> Written instruction
Repeat the listing word for word. No pictures belong in the copy.

> Dataset content

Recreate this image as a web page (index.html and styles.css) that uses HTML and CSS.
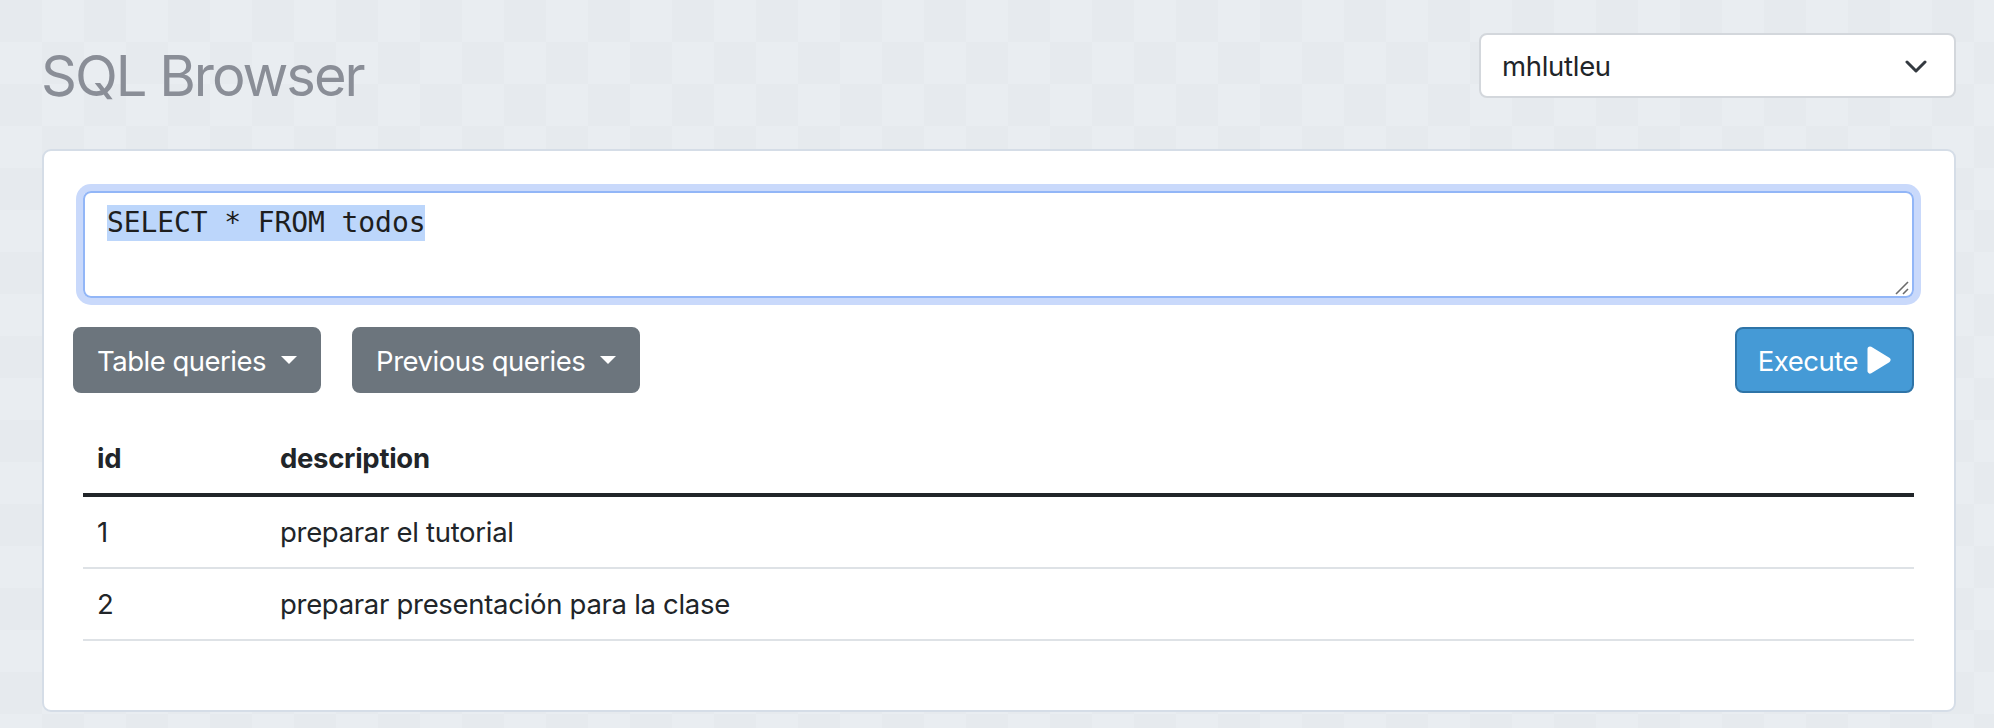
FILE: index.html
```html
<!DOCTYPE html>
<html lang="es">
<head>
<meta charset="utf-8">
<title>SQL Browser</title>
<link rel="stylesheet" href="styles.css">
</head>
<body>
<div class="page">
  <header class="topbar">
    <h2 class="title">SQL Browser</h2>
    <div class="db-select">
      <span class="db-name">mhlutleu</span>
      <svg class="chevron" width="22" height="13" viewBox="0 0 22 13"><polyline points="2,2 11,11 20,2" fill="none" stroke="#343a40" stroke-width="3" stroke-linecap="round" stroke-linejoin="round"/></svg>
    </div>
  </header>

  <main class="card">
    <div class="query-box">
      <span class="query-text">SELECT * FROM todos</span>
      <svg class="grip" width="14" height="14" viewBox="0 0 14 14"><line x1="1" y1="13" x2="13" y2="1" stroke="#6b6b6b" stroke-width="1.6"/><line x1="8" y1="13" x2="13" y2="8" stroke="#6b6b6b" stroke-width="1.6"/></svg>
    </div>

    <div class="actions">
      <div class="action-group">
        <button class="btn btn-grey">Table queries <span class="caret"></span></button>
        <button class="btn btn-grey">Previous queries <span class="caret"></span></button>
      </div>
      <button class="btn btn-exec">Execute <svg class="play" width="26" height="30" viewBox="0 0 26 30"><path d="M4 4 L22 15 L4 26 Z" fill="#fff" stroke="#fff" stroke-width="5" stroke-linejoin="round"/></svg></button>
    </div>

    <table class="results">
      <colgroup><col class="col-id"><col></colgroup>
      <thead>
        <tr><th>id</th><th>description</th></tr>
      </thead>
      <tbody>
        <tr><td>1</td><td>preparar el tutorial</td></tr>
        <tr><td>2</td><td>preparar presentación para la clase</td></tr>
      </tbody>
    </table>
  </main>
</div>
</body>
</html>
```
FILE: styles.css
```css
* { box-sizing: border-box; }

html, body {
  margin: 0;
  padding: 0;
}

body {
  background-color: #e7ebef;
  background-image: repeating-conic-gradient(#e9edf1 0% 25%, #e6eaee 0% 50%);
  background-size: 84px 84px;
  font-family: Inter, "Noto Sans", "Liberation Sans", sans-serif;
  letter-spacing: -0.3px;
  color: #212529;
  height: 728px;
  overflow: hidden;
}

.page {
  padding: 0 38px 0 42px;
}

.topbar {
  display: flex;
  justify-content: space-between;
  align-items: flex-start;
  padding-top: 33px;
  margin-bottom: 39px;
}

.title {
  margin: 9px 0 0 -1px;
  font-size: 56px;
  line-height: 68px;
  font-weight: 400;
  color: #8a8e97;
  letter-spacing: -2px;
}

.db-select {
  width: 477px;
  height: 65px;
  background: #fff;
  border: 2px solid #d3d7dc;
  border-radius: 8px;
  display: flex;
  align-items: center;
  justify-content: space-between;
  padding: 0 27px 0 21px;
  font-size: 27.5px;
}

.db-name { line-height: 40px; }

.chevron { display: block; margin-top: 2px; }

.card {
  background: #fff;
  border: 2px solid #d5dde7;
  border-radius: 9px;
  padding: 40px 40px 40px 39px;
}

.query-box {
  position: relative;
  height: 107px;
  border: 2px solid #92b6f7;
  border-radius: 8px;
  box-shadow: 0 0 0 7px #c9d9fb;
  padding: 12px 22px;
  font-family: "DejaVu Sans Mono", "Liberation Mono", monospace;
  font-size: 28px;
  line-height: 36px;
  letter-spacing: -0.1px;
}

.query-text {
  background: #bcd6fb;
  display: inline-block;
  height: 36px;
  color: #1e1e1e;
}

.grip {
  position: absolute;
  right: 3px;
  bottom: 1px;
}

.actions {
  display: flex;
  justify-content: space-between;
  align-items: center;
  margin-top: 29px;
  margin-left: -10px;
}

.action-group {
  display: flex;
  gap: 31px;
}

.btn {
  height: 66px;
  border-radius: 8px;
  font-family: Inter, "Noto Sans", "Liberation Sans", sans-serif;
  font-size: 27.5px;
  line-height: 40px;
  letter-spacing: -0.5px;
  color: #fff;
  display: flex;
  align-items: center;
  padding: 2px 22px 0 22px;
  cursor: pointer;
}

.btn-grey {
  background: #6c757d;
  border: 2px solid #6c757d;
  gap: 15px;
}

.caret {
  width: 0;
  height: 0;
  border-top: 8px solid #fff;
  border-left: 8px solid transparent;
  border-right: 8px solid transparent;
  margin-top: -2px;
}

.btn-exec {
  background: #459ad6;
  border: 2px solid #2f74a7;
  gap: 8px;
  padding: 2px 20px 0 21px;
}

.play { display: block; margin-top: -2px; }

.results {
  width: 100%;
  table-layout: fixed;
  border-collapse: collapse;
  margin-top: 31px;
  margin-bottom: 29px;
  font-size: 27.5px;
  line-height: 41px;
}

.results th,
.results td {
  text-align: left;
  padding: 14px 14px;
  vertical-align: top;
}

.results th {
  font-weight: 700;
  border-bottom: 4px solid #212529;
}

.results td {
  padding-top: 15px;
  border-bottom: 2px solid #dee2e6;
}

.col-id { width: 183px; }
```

> Written answer
Recreate this image as a web page (index.html and styles.css) that uses HTML and CSS.
FILE: index.html
```html
<!DOCTYPE html>
<html lang="es">
<head>
<meta charset="utf-8">
<title>SQL Browser</title>
<link rel="stylesheet" href="styles.css">
</head>
<body>
<div class="page">
  <header class="topbar">
    <h2 class="title">SQL Browser</h2>
    <div class="db-select">
      <span class="db-name">mhlutleu</span>
      <svg class="chevron" width="22" height="13" viewBox="0 0 22 13"><polyline points="2,2 11,11 20,2" fill="none" stroke="#343a40" stroke-width="3" stroke-linecap="round" stroke-linejoin="round"/></svg>
    </div>
  </header>

  <main class="card">
    <div class="query-box">
      <span class="query-text">SELECT * FROM todos</span>
      <svg class="grip" width="14" height="14" viewBox="0 0 14 14"><line x1="1" y1="13" x2="13" y2="1" stroke="#6b6b6b" stroke-width="1.6"/><line x1="8" y1="13" x2="13" y2="8" stroke="#6b6b6b" stroke-width="1.6"/></svg>
    </div>

    <div class="actions">
      <div class="action-group">
        <button class="btn btn-grey">Table queries <span class="caret"></span></button>
        <button class="btn btn-grey">Previous queries <span class="caret"></span></button>
      </div>
      <button class="btn btn-exec">Execute <svg class="play" width="26" height="30" viewBox="0 0 26 30"><path d="M4 4 L22 15 L4 26 Z" fill="#fff" stroke="#fff" stroke-width="5" stroke-linejoin="round"/></svg></button>
    </div>

    <table class="results">
      <colgroup><col class="col-id"><col></colgroup>
      <thead>
        <tr><th>id</th><th>description</th></tr>
      </thead>
      <tbody>
        <tr><td>1</td><td>preparar el tutorial</td></tr>
        <tr><td>2</td><td>preparar presentación para la clase</td></tr>
      </tbody>
    </table>
  </main>
</div>
</body>
</html>
```
FILE: styles.css
```css
* { box-sizing: border-box; }

html, body {
  margin: 0;
  padding: 0;
}

body {
  background-color: #e7ebef;
  background-image: repeating-conic-gradient(#e9edf1 0% 25%, #e6eaee 0% 50%);
  background-size: 84px 84px;
  font-family: Inter, "Noto Sans", "Liberation Sans", sans-serif;
  letter-spacing: -0.3px;
  color: #212529;
  height: 728px;
  overflow: hidden;
}

.page {
  padding: 0 38px 0 42px;
}

.topbar {
  display: flex;
  justify-content: space-between;
  align-items: flex-start;
  padding-top: 33px;
  margin-bottom: 39px;
}

.title {
  margin: 9px 0 0 -1px;
  font-size: 56px;
  line-height: 68px;
  font-weight: 400;
  color: #8a8e97;
  letter-spacing: -2px;
}

.db-select {
  width: 477px;
  height: 65px;
  background: #fff;
  border: 2px solid #d3d7dc;
  border-radius: 8px;
  display: flex;
  align-items: center;
  justify-content: space-between;
  padding: 0 27px 0 21px;
  font-size: 27.5px;
}

.db-name { line-height: 40px; }

.chevron { display: block; margin-top: 2px; }

.card {
  background: #fff;
  border: 2px solid #d5dde7;
  border-radius: 9px;
  padding: 40px 40px 40px 39px;
}

.query-box {
  position: relative;
  height: 107px;
  border: 2px solid #92b6f7;
  border-radius: 8px;
  box-shadow: 0 0 0 7px #c9d9fb;
  padding: 12px 22px;
  font-family: "DejaVu Sans Mono", "Liberation Mono", monospace;
  font-size: 28px;
  line-height: 36px;
  letter-spacing: -0.1px;
}

.query-text {
  background: #bcd6fb;
  display: inline-block;
  height: 36px;
  color: #1e1e1e;
}

.grip {
  position: absolute;
  right: 3px;
  bottom: 1px;
}

.actions {
  display: flex;
  justify-content: space-between;
  align-items: center;
  margin-top: 29px;
  margin-left: -10px;
}

.action-group {
  display: flex;
  gap: 31px;
}

.btn {
  height: 66px;
  border-radius: 8px;
  font-family: Inter, "Noto Sans", "Liberation Sans", sans-serif;
  font-size: 27.5px;
  line-height: 40px;
  letter-spacing: -0.5px;
  color: #fff;
  display: flex;
  align-items: center;
  padding: 2px 22px 0 22px;
  cursor: pointer;
}

.btn-grey {
  background: #6c757d;
  border: 2px solid #6c757d;
  gap: 15px;
}

.caret {
  width: 0;
  height: 0;
  border-top: 8px solid #fff;
  border-left: 8px solid transparent;
  border-right: 8px solid transparent;
  margin-top: -2px;
}

.btn-exec {
  background: #459ad6;
  border: 2px solid #2f74a7;
  gap: 8px;
  padding: 2px 20px 0 21px;
}

.play { display: block; margin-top: -2px; }

.results {
  width: 100%;
  table-layout: fixed;
  border-collapse: collapse;
  margin-top: 31px;
  margin-bottom: 29px;
  font-size: 27.5px;
  line-height: 41px;
}

.results th,
.results td {
  text-align: left;
  padding: 14px 14px;
  vertical-align: top;
}

.results th {
  font-weight: 700;
  border-bottom: 4px solid #212529;
}

.results td {
  padding-top: 15px;
  border-bottom: 2px solid #dee2e6;
}

.col-id { width: 183px; }
```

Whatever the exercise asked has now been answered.